**Requirement**
Quote the whole listing exactly. Leave the pictures out of your copy.

===============

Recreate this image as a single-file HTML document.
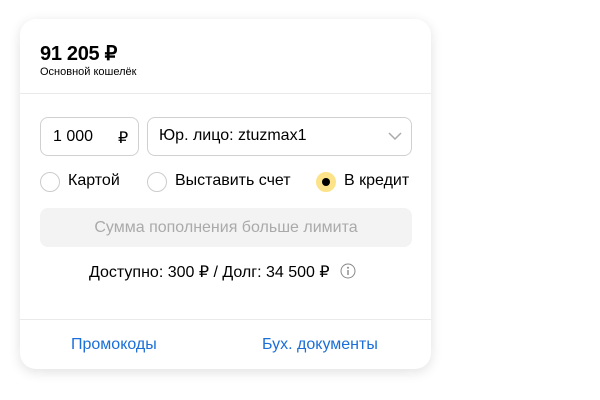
<!DOCTYPE html><html><head><meta charset="utf-8"><style>
*{box-sizing:border-box;margin:0;padding:0}
body{width:600px;height:400px;background:#fff;font-family:"Liberation Sans",sans-serif;color:#000;position:relative;overflow:hidden}
.card{position:absolute;left:20px;top:19px;width:411px;height:350px;border-radius:16px;background:#fff;box-shadow:0 3px 12px rgba(0,0,0,.12)}
.a{position:absolute}
.box{position:absolute;border:1px solid #d0d0d0;border-radius:8px;height:39px;top:98px}
.r{position:absolute;width:20px;height:20px;border-radius:50%;border:1px solid #ccc;top:153px}
.t{position:absolute;font-size:16px;top:153px}
</style></head><body><div class="card">
<div class="a" style="left:20px;top:22px;font-size:20px;font-weight:bold;letter-spacing:-.3px">91 205 ₽</div>
<div class="a" style="left:20px;top:47px;font-size:11px">Основной кошелёк</div>
<div class="a" style="left:0;right:0;top:74px;height:1px;background:#eaeaea"></div>
<div class="box" style="left:20px;width:99px"><span class="a" style="left:12px;top:10px;font-size:16px">1 000</span><span class="a" style="left:77px;top:10px;font-size:16px">₽</span></div>
<div class="box" style="left:127px;width:265px"><span class="a" style="left:11px;top:9px;font-size:16px">Юр. лицо: ztuzmax1</span>
<svg class="a" style="left:240px;top:14px" width="14" height="9" viewBox="0 0 14 9"><path d="M1 1l6 6 6-6" fill="none" stroke="#aaa" stroke-width="1.5"/></svg></div>
<div class="r" style="left:20px"></div><div class="t" style="left:48px">Картой</div>
<div class="r" style="left:127px"></div><div class="t" style="left:155px">Выставить счет</div>
<div class="r" style="left:296px;background:#fce38a;border-color:#fce38a"><div class="a" style="left:5px;top:5px;width:8px;height:8px;border-radius:50%;background:#000"></div></div><div class="t" style="left:324px">В кредит</div>
<div class="a" style="left:20px;top:189px;width:372px;height:39px;background:#f3f3f3;border-radius:8px;text-align:center;line-height:39px;font-size:16px;color:#aaa">Сумма пополнения больше лимита</div>
<div class="a" style="left:69px;top:243px;font-size:16px">Доступно: 300 ₽ / Долг: 34 500 ₽</div>
<svg class="a" style="left:320px;top:244px" width="16" height="16" viewBox="0 0 16 16"><circle cx="8" cy="8" r="7" fill="none" stroke="#888" stroke-width="1"/><circle cx="8" cy="4.8" r="1" fill="#888"/><path d="M8 7v5" stroke="#888" stroke-width="1.4"/></svg>
<div class="a" style="left:0;right:0;top:300px;height:1px;background:#eaeaea"></div>
<div class="a" style="left:51px;top:317px;font-size:16px;color:#1a6fd8">Промокоды</div>
<div class="a" style="left:242px;top:317px;font-size:16px;color:#1a6fd8">Бух. документы</div>
</div></body></html>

===============

**Finished exercise**
Recreate this image as a single-file HTML document.
<!DOCTYPE html><html><head><meta charset="utf-8"><style>
*{box-sizing:border-box;margin:0;padding:0}
body{width:600px;height:400px;background:#fff;font-family:"Liberation Sans",sans-serif;color:#000;position:relative;overflow:hidden}
.card{position:absolute;left:20px;top:19px;width:411px;height:350px;border-radius:16px;background:#fff;box-shadow:0 3px 12px rgba(0,0,0,.12)}
.a{position:absolute}
.box{position:absolute;border:1px solid #d0d0d0;border-radius:8px;height:39px;top:98px}
.r{position:absolute;width:20px;height:20px;border-radius:50%;border:1px solid #ccc;top:153px}
.t{position:absolute;font-size:16px;top:153px}
</style></head><body><div class="card">
<div class="a" style="left:20px;top:22px;font-size:20px;font-weight:bold;letter-spacing:-.3px">91 205 ₽</div>
<div class="a" style="left:20px;top:47px;font-size:11px">Основной кошелёк</div>
<div class="a" style="left:0;right:0;top:74px;height:1px;background:#eaeaea"></div>
<div class="box" style="left:20px;width:99px"><span class="a" style="left:12px;top:10px;font-size:16px">1 000</span><span class="a" style="left:77px;top:10px;font-size:16px">₽</span></div>
<div class="box" style="left:127px;width:265px"><span class="a" style="left:11px;top:9px;font-size:16px">Юр. лицо: ztuzmax1</span>
<svg class="a" style="left:240px;top:14px" width="14" height="9" viewBox="0 0 14 9"><path d="M1 1l6 6 6-6" fill="none" stroke="#aaa" stroke-width="1.5"/></svg></div>
<div class="r" style="left:20px"></div><div class="t" style="left:48px">Картой</div>
<div class="r" style="left:127px"></div><div class="t" style="left:155px">Выставить счет</div>
<div class="r" style="left:296px;background:#fce38a;border-color:#fce38a"><div class="a" style="left:5px;top:5px;width:8px;height:8px;border-radius:50%;background:#000"></div></div><div class="t" style="left:324px">В кредит</div>
<div class="a" style="left:20px;top:189px;width:372px;height:39px;background:#f3f3f3;border-radius:8px;text-align:center;line-height:39px;font-size:16px;color:#aaa">Сумма пополнения больше лимита</div>
<div class="a" style="left:69px;top:243px;font-size:16px">Доступно: 300 ₽ / Долг: 34 500 ₽</div>
<svg class="a" style="left:320px;top:244px" width="16" height="16" viewBox="0 0 16 16"><circle cx="8" cy="8" r="7" fill="none" stroke="#888" stroke-width="1"/><circle cx="8" cy="4.8" r="1" fill="#888"/><path d="M8 7v5" stroke="#888" stroke-width="1.4"/></svg>
<div class="a" style="left:0;right:0;top:300px;height:1px;background:#eaeaea"></div>
<div class="a" style="left:51px;top:317px;font-size:16px;color:#1a6fd8">Промокоды</div>
<div class="a" style="left:242px;top:317px;font-size:16px;color:#1a6fd8">Бух. документы</div>
</div></body></html>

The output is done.